Following two years in the West End and still going strong on Broadway, Rock of Ages arrives in the regions on the back of a big following with fans but not so many critical plaudits.
Tom Cruise, Alec Baldwin, Catherine Zeta Jones and Russell Brand starred in the movie version, so is it time to 'put another dime in the jukebox, baby' and give this show another play? Well, the hard working cast certainly do a fine job convincing you and they all know how to rock out.
Chris O'Arienzo's barely there book could in fact be a flyer, as we follow wannabe stars Drew (Sullivan) and Sherrie (Cordelia Farnworth) in their quest for rock god/goddess status in the 1980s.

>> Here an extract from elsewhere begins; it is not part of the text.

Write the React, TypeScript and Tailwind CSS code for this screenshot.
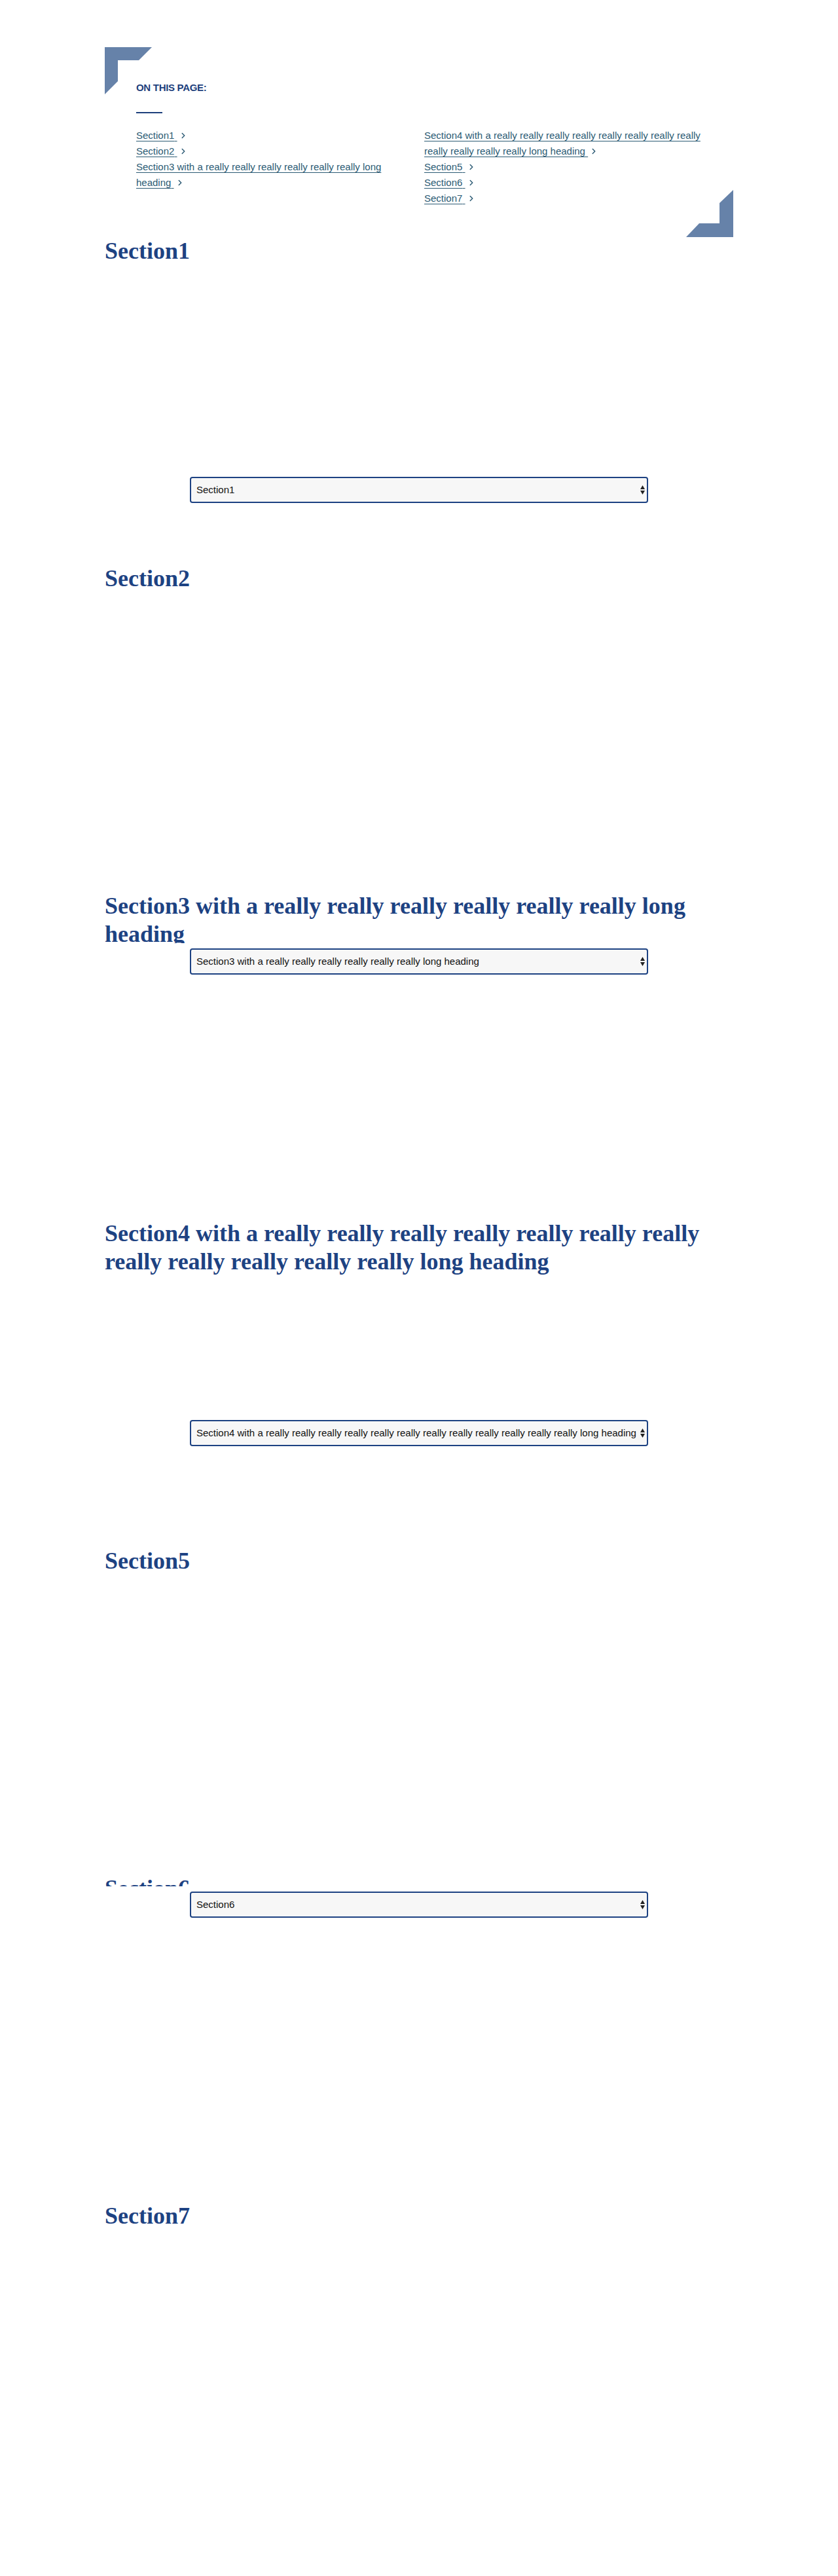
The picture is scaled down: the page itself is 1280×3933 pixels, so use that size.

They dream of becoming as big as Stacee Jaxx (Ben Richards). But once they meet their hero, they discover that all that glitters is not gold.
Add some German stereotypes determined to knock down the bar on the Sunset Strip, a protester who argues that "We Built this City on Rock and Roll" and you have a crazy romp, packed full of hits.
The cast give it some and this does help increase your enjoyment levels. Noel Sullivan is a great vocalist and conveys genuine vulnerability as Drew. Cordelia Farnworth is a real find, as she not only has the vocal chops but she's a fine actress, also. Ben Richards never puts a foot wrong and plays it purely for laughs and is great but you do wish Stacee had more stage time and Rachel McFarlane's Justice is such a powerful singer that you long to see and hear more from her, too.
Daniel Fletcher's Denis Dupree comes into his own in act two when he's given more to do as the club owner. On the night I attended Nathan Amzi played narrator Lonny due to the fact that Stephen Rahman-Hughes was injured. He is a great comedian and despite not making through to the final of The Voice UK proves that he has more talent than BGT could ever muster up. Simon Lipkin steps in tonight and tomorrow, so fans of this show are in for a treat.
At times the show feels like a stretched elastic band, as we lurch from hit to hit at full pelt. The problem with this approach is that you just start getting into a song such as "Every Rose Has Its Thorn" and on we go to the next one. But each number is performed with integrity and passion by the talented cast. The ensemble numbers are the best, as Kelly Devine's choreography gives them the energy that the songs deserve.
References to boxed wine, smoke machines, boy bands taking over and rock gods bedding anything and everything are funny up to a point but the narrative needs some zip, as the concept is so thin – there are moments when you start to long for a song. And that's the problem really, as the show is not consistent enough. It's like drinking Bud Light when there's something stronger in the pump next to it.
Flaws aside, Sullivan, Richards, Farnworth and Co ensure that if you're a fan you'll be in rock "Heaven" If you're not though, it might be more of a case of "Here I Go Again.''
Rock of Ages is at the Palace Theatre, Manchester until 10 May and is touring the UK until November.